*INSTRUCTIONS FOR THE TASK*. Pick out each line containing the string "that" and copy it.

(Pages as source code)
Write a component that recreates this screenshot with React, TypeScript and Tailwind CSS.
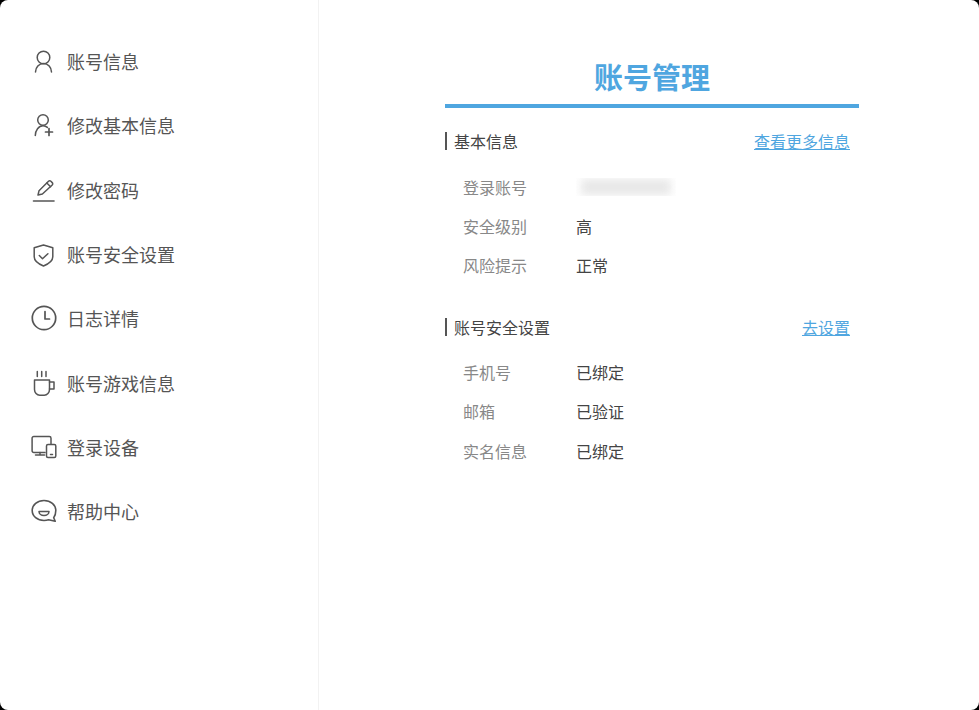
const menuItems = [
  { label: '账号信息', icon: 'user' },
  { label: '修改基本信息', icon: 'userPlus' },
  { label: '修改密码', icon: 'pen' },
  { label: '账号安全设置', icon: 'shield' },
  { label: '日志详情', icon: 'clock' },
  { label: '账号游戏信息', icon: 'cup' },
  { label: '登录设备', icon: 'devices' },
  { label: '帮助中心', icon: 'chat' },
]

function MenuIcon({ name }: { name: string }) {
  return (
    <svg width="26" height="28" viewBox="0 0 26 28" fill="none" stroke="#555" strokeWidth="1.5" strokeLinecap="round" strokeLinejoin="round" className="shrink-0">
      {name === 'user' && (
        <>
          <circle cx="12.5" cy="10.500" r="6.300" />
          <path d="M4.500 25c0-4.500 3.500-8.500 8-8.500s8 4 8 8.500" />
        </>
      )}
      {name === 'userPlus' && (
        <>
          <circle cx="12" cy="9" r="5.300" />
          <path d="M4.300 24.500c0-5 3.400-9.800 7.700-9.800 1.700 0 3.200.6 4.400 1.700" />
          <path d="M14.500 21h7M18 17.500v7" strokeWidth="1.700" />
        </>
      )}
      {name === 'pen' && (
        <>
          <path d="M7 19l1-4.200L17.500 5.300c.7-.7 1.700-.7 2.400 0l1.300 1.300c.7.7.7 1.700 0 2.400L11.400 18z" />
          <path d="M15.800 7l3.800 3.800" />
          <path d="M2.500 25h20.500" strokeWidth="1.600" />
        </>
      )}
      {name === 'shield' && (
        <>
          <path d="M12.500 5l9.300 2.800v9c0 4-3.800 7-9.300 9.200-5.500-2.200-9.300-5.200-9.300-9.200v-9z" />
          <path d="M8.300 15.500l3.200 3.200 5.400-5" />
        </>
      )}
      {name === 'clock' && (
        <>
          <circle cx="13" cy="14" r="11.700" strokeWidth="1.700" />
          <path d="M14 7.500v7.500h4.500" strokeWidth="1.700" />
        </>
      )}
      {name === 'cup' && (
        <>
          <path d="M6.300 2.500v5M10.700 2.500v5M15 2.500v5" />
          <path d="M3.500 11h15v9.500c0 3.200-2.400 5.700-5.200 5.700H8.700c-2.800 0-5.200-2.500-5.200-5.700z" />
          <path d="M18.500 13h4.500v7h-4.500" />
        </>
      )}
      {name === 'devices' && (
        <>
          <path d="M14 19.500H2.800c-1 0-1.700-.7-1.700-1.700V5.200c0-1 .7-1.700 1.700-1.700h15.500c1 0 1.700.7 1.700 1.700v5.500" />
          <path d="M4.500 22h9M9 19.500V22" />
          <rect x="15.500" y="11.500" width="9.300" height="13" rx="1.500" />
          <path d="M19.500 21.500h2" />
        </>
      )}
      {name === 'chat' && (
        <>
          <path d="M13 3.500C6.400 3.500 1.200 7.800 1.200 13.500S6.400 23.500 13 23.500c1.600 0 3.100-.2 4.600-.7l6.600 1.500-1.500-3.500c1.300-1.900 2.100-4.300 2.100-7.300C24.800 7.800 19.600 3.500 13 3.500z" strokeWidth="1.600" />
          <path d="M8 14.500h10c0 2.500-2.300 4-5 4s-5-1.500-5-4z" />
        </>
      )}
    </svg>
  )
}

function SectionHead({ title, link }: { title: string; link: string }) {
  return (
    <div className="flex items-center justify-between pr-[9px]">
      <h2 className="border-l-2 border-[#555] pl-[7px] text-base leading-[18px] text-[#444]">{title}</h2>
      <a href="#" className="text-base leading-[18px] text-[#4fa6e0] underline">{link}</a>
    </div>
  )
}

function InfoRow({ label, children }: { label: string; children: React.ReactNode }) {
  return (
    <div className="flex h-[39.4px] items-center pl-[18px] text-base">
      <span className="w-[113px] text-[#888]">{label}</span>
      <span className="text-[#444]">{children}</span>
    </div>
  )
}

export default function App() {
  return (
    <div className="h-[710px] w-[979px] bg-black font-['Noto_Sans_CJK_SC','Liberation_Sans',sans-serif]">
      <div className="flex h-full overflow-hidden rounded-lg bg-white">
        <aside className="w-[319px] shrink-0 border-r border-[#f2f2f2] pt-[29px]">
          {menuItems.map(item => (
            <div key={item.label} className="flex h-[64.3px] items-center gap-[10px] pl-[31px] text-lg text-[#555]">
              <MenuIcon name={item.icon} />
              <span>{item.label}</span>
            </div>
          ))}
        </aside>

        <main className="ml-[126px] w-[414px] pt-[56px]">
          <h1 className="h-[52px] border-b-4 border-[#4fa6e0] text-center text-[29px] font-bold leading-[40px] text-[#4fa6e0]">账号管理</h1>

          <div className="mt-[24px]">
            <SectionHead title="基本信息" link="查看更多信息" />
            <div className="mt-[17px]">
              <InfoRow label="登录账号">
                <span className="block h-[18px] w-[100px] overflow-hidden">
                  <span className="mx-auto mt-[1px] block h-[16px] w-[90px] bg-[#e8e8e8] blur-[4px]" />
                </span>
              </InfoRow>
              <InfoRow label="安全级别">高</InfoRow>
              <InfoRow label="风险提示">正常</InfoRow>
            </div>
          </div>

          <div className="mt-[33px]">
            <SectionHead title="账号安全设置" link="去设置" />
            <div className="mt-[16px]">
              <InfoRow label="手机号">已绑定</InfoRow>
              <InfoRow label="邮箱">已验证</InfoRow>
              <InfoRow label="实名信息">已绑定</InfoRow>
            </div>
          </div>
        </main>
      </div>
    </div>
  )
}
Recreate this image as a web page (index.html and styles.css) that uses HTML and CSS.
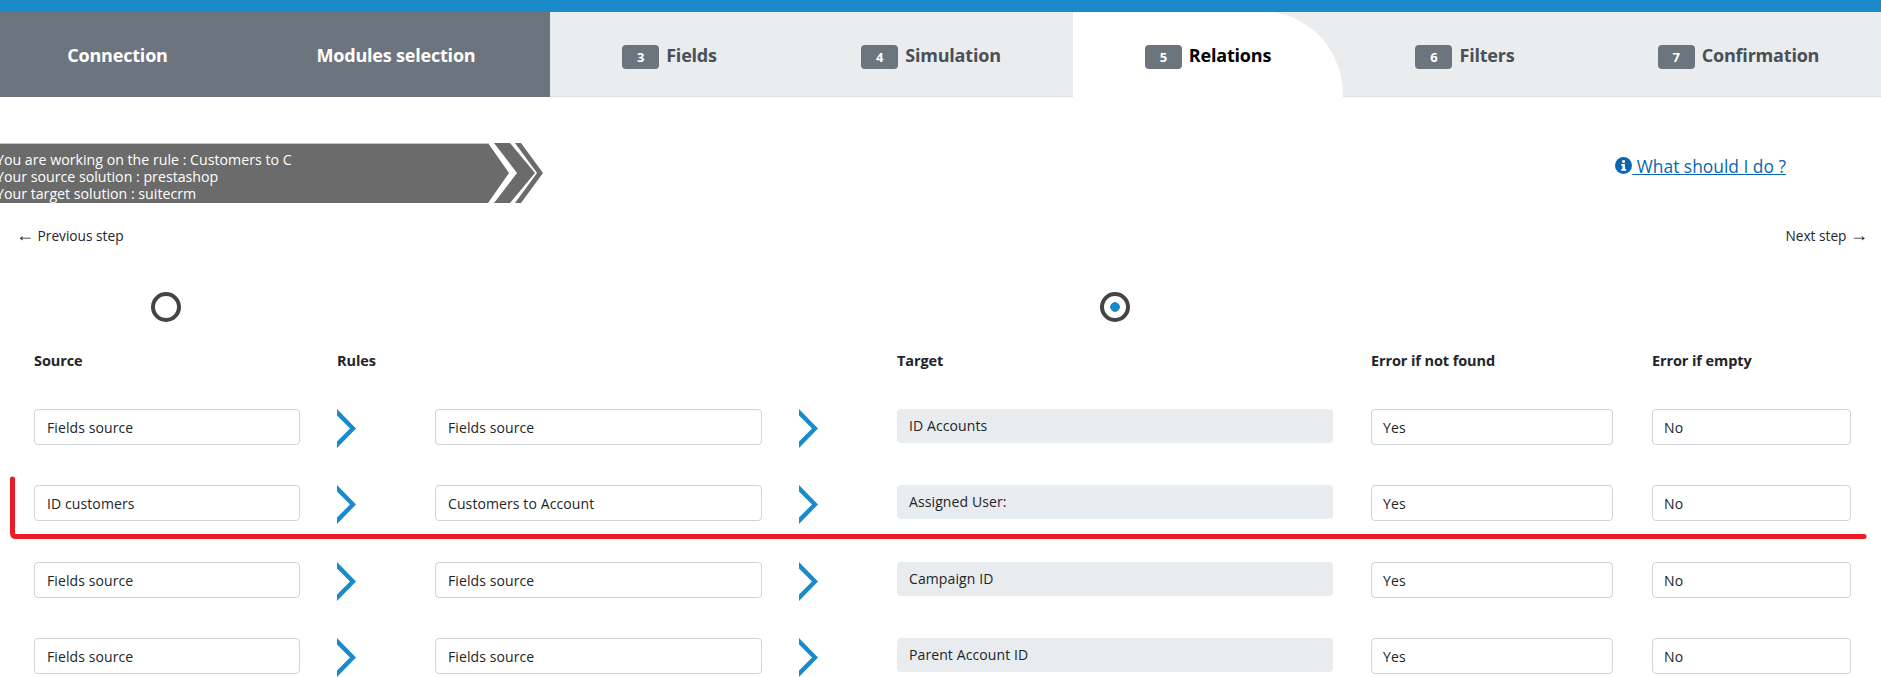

*EXERCISE OUTPUT*.
Write a component that recreates this screenshot with React, TypeScript and Tailwind CSS.
Recreate this image as a web page (index.html and styles.css) that uses HTML and CSS.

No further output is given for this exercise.